Preparation for a full disclosure can take up to four to six weeks and involves each partner working with his/her therapist in individual sessions. A formal disclosure can be highly emotionally charged and is conducted in a two-hour therapy session with the therapist for each partner present. It’s the goal of each therapist to keep the environment safe so that this important work can be done properly.

Both partners are scheduled to return to their therapist after the formal disclosure session to process their feelings and thoughts and, if needed, to prepare for a couple’s clarification session to allow the partner to share the impact the disclosure had on her and to ask further questions regarding what she heard during the formal disclosure. The idea is to provide the partner with clear and concise information that will allow her to make informed decisions about their future relationship.

The preparatory work with the addict begins with a timeline of his sexual history from the time he was born through his current age. This becomes the foundation for doing the disclosure and is shared with his therapist prior to him writing his disclosure.

Written disclosures consist of simple statements that include dates, what took place, where, how often, and the financial costs involved. Disclosures do not include lengthy details, descriptions of individuals, or names of the people that might be involved — unless it is a close friend, relative, co-worker, or neighbor.
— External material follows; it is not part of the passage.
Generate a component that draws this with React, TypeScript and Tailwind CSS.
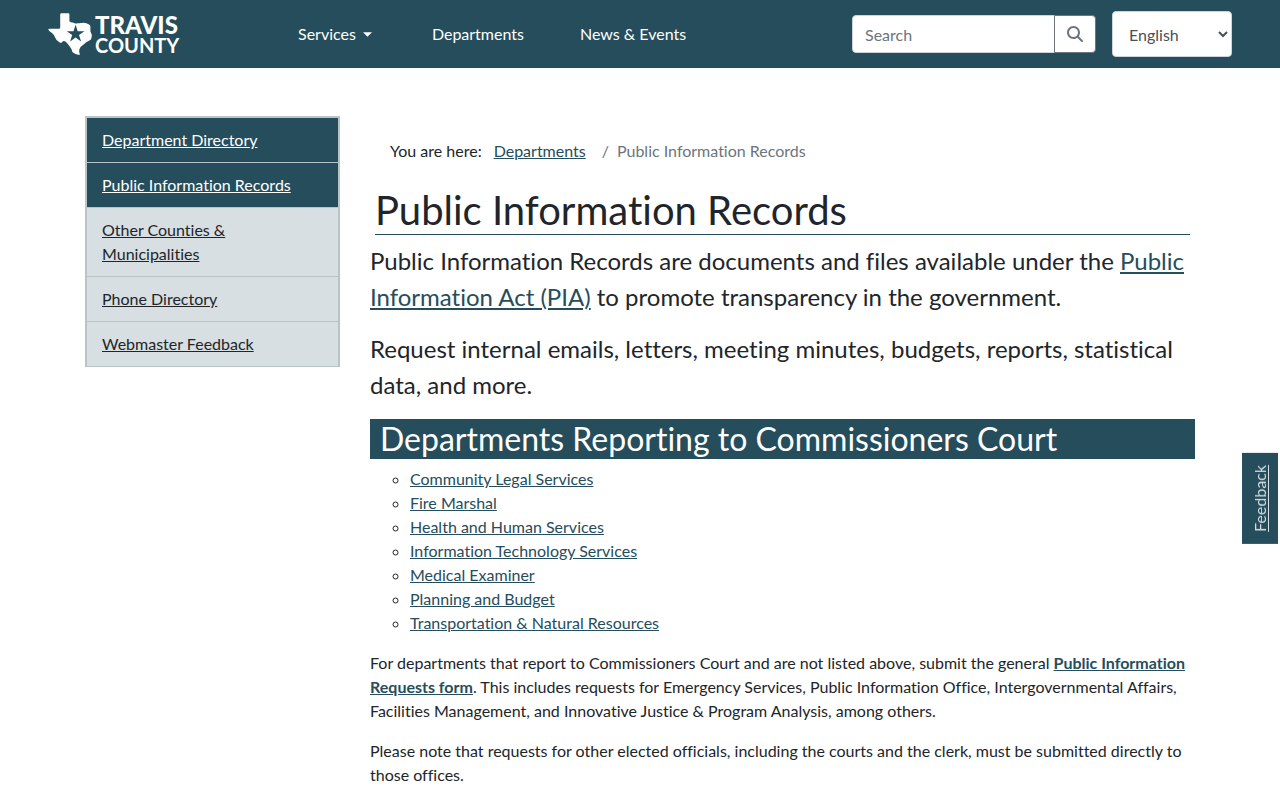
import { useState } from 'react';
import { FaMagnifyingGlass } from 'react-icons/fa6';
import { clsx } from 'clsx';

const sideLinks = [
  { label: 'Department Directory', active: true },
  { label: 'Public Information Records', active: true },
  { label: 'Other Counties & Municipalities', active: false },
  { label: 'Phone Directory', active: false },
  { label: 'Webmaster Feedback', active: false },
];

const departments = [
  'Community Legal Services',
  'Fire Marshal',
  'Health and Human Services',
  'Information Technology Services',
  'Medical Examiner',
  'Planning and Budget',
  'Transportation & Natural Resources',
];

function Logo() {
  return (
    <svg
      width="132"
      height="46"
      viewBox="0 -2 132 46"
      role="img"
      aria-label="Travis County"
      className="overflow-visible"
    >
      <path
        fill="#fff"
        d="M12.2 1.4Q12.2.3 13.3.3H20.3Q21.4.3 21.4 1.4V8.2Q23 9.6 25 9.4Q27 10.8 29.5 10.2Q32.5 10.4 35.5 9.8Q38.5 10.2 41 11.4Q42.4 12 42.4 13.6V18.4Q44.4 21.5 43.6 24.5Q43.3 26.8 41.4 27.6Q38 29 35.6 31.4Q32 33.6 31.3 36.4Q30.8 39 31.9 41.2Q31.6 42.2 30 41.7Q26.6 41.3 24.4 39Q23.6 35.6 21 32.6Q19.2 29.6 17.4 28.4Q15.4 27.4 14.2 29Q13 30.6 11.4 29.2Q8.2 27.8 7.4 25Q6.6 22 4 20Q1 18.2.2 16.6Q.2 15.8 1.4 15.8H11Q12.2 15.8 12.2 14.6Z"
      />
      <path
        fill="#254d5b"
        d="M27.6 11.8L29.7 18.2H36.4L31 22.1L33.1 28.5L27.6 24.5L22.1 28.5L24.2 22.1L18.8 18.2H25.5Z"
      />
      <g fill="#fff" fontFamily="Lato, 'Liberation Sans', sans-serif">
        <text x="47" y="21" fontSize="24" fontWeight="900">TRAVIS</text>
        <text x="47" y="40" fontSize="20" fontWeight="700">COUNTY</text>
      </g>
    </svg>
  );
}

function Header() {
  const [query, setQuery] = useState('');

  return (
    <header className="flex items-center bg-[#254d5b] px-12 py-[11px] text-white">
      <a href="#" className="shrink-0">
        <Logo />
      </a>
      <nav className="ml-[118px] flex items-center gap-14 whitespace-nowrap">
        <button type="button" className="mr-1 flex items-center gap-[7px]">
          Services
          <svg width="9" height="5" viewBox="0 0 9 5" aria-hidden="true">
            <path d="M0 .2H9L4.5 4.8Z" fill="currentColor" />
          </svg>
        </button>
        <a href="#">Departments</a>
        <a href="#">News &amp; Events</a>
      </nav>
      <form className="ml-auto flex" onSubmit={(e) => e.preventDefault()}>
        <input
          type="text"
          aria-label="Search"
          placeholder="Search"
          value={query}
          onChange={(e) => setQuery(e.target.value)}
          className="h-[38px] w-[203px] rounded-l border border-[#ced4da] bg-white px-3 text-[#495057] placeholder:text-[#6c757d]"
        />
        <button
          type="submit"
          aria-label="Submit search"
          className="-ml-px flex h-[38px] w-[42px] items-center justify-center rounded-r border border-[#6c757d] bg-white text-[#6c757d]"
        >
          <FaMagnifyingGlass className="h-4 w-4" />
        </button>
      </form>
      <select
        aria-label="Language"
        className="ml-4 h-[46px] w-[120px] rounded border border-[#ced4da] bg-white px-3 text-[#495057]"
      >
        <option>English</option>
        <option>Español</option>
      </select>
    </header>
  );
}

function Sidebar() {
  return (
    <nav aria-label="Section" className="w-1/4 shrink-0 self-start px-[15px]">
      <ul className="border-x-2 border-t-2 border-[#b8c4c8]">
        {sideLinks.map((link) => (
          <li
            key={link.label}
            className={clsx(
              'border-b border-[#b8c4c8] px-[15px] py-[10px]',
              link.active ? 'bg-[#254d5b] text-white' : 'bg-[#d8dfe2] text-[#212529]'
            )}
          >
            <a href="#" className="underline">
              {link.label}
            </a>
          </li>
        ))}
      </ul>
    </nav>
  );
}

export default function App() {
  return (
    <div className="bg-white font-[Lato,'Liberation_Sans',sans-serif] text-base text-[#212529] [font-variant-ligatures:no-common-ligatures]">
      <Header />

      <div className="mx-auto flex max-w-[1140px] pt-12">
        <Sidebar />

        <main className="min-w-0 flex-1 px-[15px] pt-[23px]">
          {/* Breadcrumb */}
          <nav aria-label="Breadcrumb" className="flex px-5">
            <span className="mr-3">You are here:</span>
            <ol className="flex">
              <li>
                <a href="#" className="text-[#254d5b] underline">Departments</a>
              </li>
              <li className="ml-4 flex gap-2 text-[#6c757d]">
                <span>/</span>
                Public Information Records
              </li>
            </ol>
          </nav>

          <h1 className="mx-[5px] mt-[23px] mb-2 border-b border-[#254d5b] text-[40px] leading-[48px]">
            Public Information Records
          </h1>

          <div className="space-y-4 text-2xl leading-9">
            <p>
              Public Information Records are documents and files available under the{' '}
              <a href="#" className="text-[#254d5b] underline">Public Information Act (PIA)</a> to
              promote transparency in the government.
            </p>
            <p>
              Request internal emails, letters, meeting minutes, budgets, reports, statistical data,
              and more.
            </p>
          </div>

          <h2 className="mt-4 mb-2 bg-[#254d5b] px-[10px] text-[32px] leading-10 text-white">
            Departments Reporting to Commissioners Court
          </h2>

          <ul className="mb-4 list-[circle] pl-10">
            {departments.map((name) => (
              <li key={name}>
                <a href="#" className="text-[#254d5b] underline">{name}</a>
              </li>
            ))}
          </ul>

          <div className="space-y-4">
            <p>
              For departments that report to Commissioners Court and are not listed above, submit the
              general{' '}
              <a href="#" className="font-bold text-[#254d5b] underline">
                Public Information Requests form
              </a>
              . This includes requests for Emergency Services, Public Information Office,
              Intergovernmental Affairs, Facilities Management, and Innovative Justice &amp; Program
              Analysis, among others.
            </p>
            <p>
              Please note that requests for other elected officials, including the courts and the
              clerk, must be submitted directly to those offices.
            </p>
          </div>
        </main>
      </div>

      {/* Feedback tab */}
      <a
        href="#"
        className="fixed top-[453px] right-[2px] rotate-180 bg-[#254d5b] px-3 py-[6px] text-[#d8dfe2] underline [writing-mode:vertical-rl]"
      >
        Feedback
      </a>
    </div>
  );
}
The disclosure can cause a crisis in a couple’s relationship. Partners may experience distrust of the addict, depression, fear of abandonment, loss of self-esteem, decreased ability to concentrate or to function at work, anger, and a lack of sexual desire. In most cases, with therapeutic help, this crisis eventually passes.

As difficult as it is, more than 90% of couples in one study reported they were glad they did disclosure. When the disclosure is done with integrity, the partner often feels validated that her suspicions were correct and that she isn’t crazy. The addict feels a sense of freedom from the secret life and relief from the shame. A well-trained CSAT therapist will help a couple with all phases of preparing for and completing the formal disclosure process in order to further relationship healing.